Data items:
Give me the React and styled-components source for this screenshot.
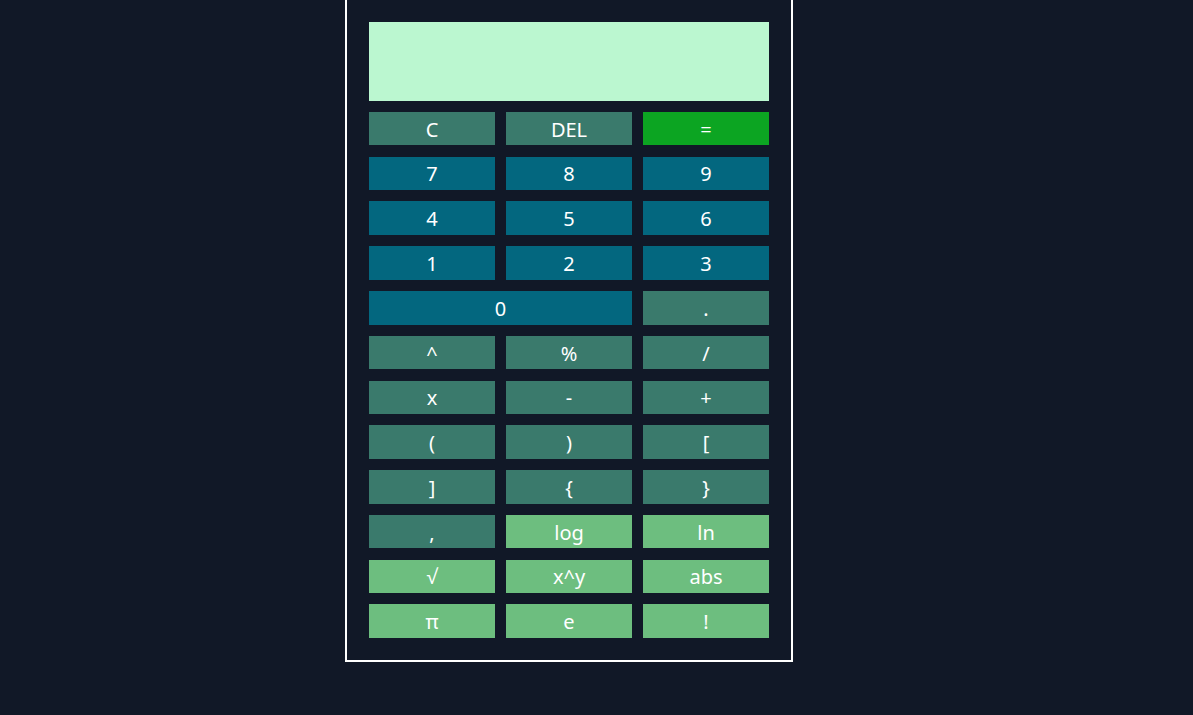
import React, { useState } from 'react';
import styled, { createGlobalStyle } from 'styled-components';

const Global = createGlobalStyle`
  html, body {
    margin: 0;
    background: #111827;
    font-family: "Noto Sans", "Open Sans", sans-serif;
  }
`;

const Page = styled.div`
  display: flex;
  justify-content: center;
  padding-right: 55px;
  min-height: 715px;
`;

const Calculator = styled.div`
  box-sizing: border-box;
  width: 448px;
  height: 664px;
  margin-top: -2px;
  padding: 22px;
  border: 2px solid #ffffff;
  display: flex;
  flex-direction: column;
  gap: 11px;
`;

const Display = styled.div`
  height: 79px;
  background: #bbf7d0;
  color: #111827;
  font-size: 28px;
  display: flex;
  align-items: center;
  justify-content: flex-end;
  padding: 0 12px;
`;

const Keys = styled.div`
  display: grid;
  grid-template-columns: repeat(3, 1fr);
  grid-auto-rows: 33.6px;
  gap: 11.2px 11px;
`;

const colors = {
  op: '#3a7a6c',
  num: '#03677f',
  eq: '#0ca522',
  fn: '#6dbe7f',
};

const Key = styled.button`
  border: none;
  margin: 0;
  padding: 2px 0 0;
  background: ${(p) => colors[p.$kind]};
  color: #ffffff;
  font-family: "Noto Sans", "Open Sans", sans-serif;
  font-size: 20px;
  line-height: 1;
  cursor: pointer;
  grid-column: span ${(p) => p.$span || 1};
`;

const keys = [
  ['C', 'op'], ['DEL', 'op'], ['=', 'eq'],
  ['7', 'num'], ['8', 'num'], ['9', 'num'],
  ['4', 'num'], ['5', 'num'], ['6', 'num'],
  ['1', 'num'], ['2', 'num'], ['3', 'num'],
  ['0', 'num', 2], ['.', 'op'],
  ['^', 'op'], ['%', 'op'], ['/', 'op'],
  ['x', 'op'], ['-', 'op'], ['+', 'op'],
  ['(', 'op'], [')', 'op'], ['[', 'op'],
  [']', 'op'], ['{', 'op'], ['}', 'op'],
  [',', 'op'], ['log', 'fn'], ['ln', 'fn'],
  ['√', 'fn'], ['x^y', 'fn'], ['abs', 'fn'],
  ['π', 'fn'], ['e', 'fn'], ['!', 'fn'],
];

export default function App() {
  const [value, setValue] = useState('');

  const press = (k) => {
    if (k === 'C') setValue('');
    else if (k === 'DEL') setValue((v) => v.slice(0, -1));
    else if (k === '=') {
      // nothing evaluated here, keep the expression
    } else setValue((v) => v + k);
  };

  return (
    <Page>
      <Global />
      <Calculator>
        <Display>{value}</Display>
        <Keys>
          {keys.map(([label, kind, span]) => (
            <Key key={label} $kind={kind} $span={span} onClick={() => press(label)}>
              {label}
            </Key>
          ))}
        </Keys>
      </Calculator>
    </Page>
  );
}
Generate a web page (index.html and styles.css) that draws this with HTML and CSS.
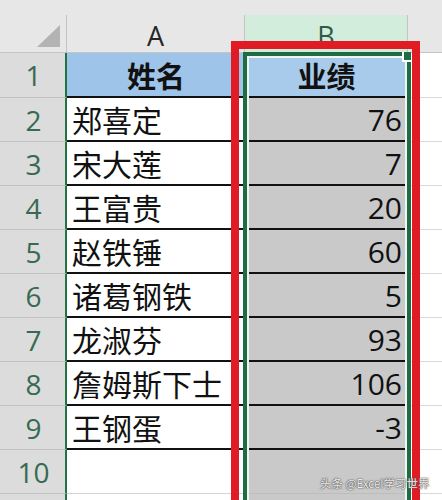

== Required task ==
Copy the material above exactly and drop the pictures.

== Exercise answer ==
Give me the React and styled-components source for this screenshot.
import React, { useState } from 'react';
import styled, { createGlobalStyle } from 'styled-components';

const Global = createGlobalStyle`
  html, body {
    margin: 0;
    background: #111827;
    font-family: "Noto Sans", "Open Sans", sans-serif;
  }
`;

const Page = styled.div`
  display: flex;
  justify-content: center;
  padding-right: 55px;
  min-height: 715px;
`;

const Calculator = styled.div`
  box-sizing: border-box;
  width: 448px;
  height: 664px;
  margin-top: -2px;
  padding: 22px;
  border: 2px solid #ffffff;
  display: flex;
  flex-direction: column;
  gap: 11px;
`;

const Display = styled.div`
  height: 79px;
  background: #bbf7d0;
  color: #111827;
  font-size: 28px;
  display: flex;
  align-items: center;
  justify-content: flex-end;
  padding: 0 12px;
`;

const Keys = styled.div`
  display: grid;
  grid-template-columns: repeat(3, 1fr);
  grid-auto-rows: 33.6px;
  gap: 11.2px 11px;
`;

const colors = {
  op: '#3a7a6c',
  num: '#03677f',
  eq: '#0ca522',
  fn: '#6dbe7f',
};

const Key = styled.button`
  border: none;
  margin: 0;
  padding: 2px 0 0;
  background: ${(p) => colors[p.$kind]};
  color: #ffffff;
  font-family: "Noto Sans", "Open Sans", sans-serif;
  font-size: 20px;
  line-height: 1;
  cursor: pointer;
  grid-column: span ${(p) => p.$span || 1};
`;

const keys = [
  ['C', 'op'], ['DEL', 'op'], ['=', 'eq'],
  ['7', 'num'], ['8', 'num'], ['9', 'num'],
  ['4', 'num'], ['5', 'num'], ['6', 'num'],
  ['1', 'num'], ['2', 'num'], ['3', 'num'],
  ['0', 'num', 2], ['.', 'op'],
  ['^', 'op'], ['%', 'op'], ['/', 'op'],
  ['x', 'op'], ['-', 'op'], ['+', 'op'],
  ['(', 'op'], [')', 'op'], ['[', 'op'],
  [']', 'op'], ['{', 'op'], ['}', 'op'],
  [',', 'op'], ['log', 'fn'], ['ln', 'fn'],
  ['√', 'fn'], ['x^y', 'fn'], ['abs', 'fn'],
  ['π', 'fn'], ['e', 'fn'], ['!', 'fn'],
];

export default function App() {
  const [value, setValue] = useState('');

  const press = (k) => {
    if (k === 'C') setValue('');
    else if (k === 'DEL') setValue((v) => v.slice(0, -1));
    else if (k === '=') {
      // nothing evaluated here, keep the expression
    } else setValue((v) => v + k);
  };

  return (
    <Page>
      <Global />
      <Calculator>
        <Display>{value}</Display>
        <Keys>
          {keys.map(([label, kind, span]) => (
            <Key key={label} $kind={kind} $span={span} onClick={() => press(label)}>
              {label}
            </Key>
          ))}
        </Keys>
      </Calculator>
    </Page>
  );
}
Generate a web page (index.html and styles.css) that draws this with HTML and CSS.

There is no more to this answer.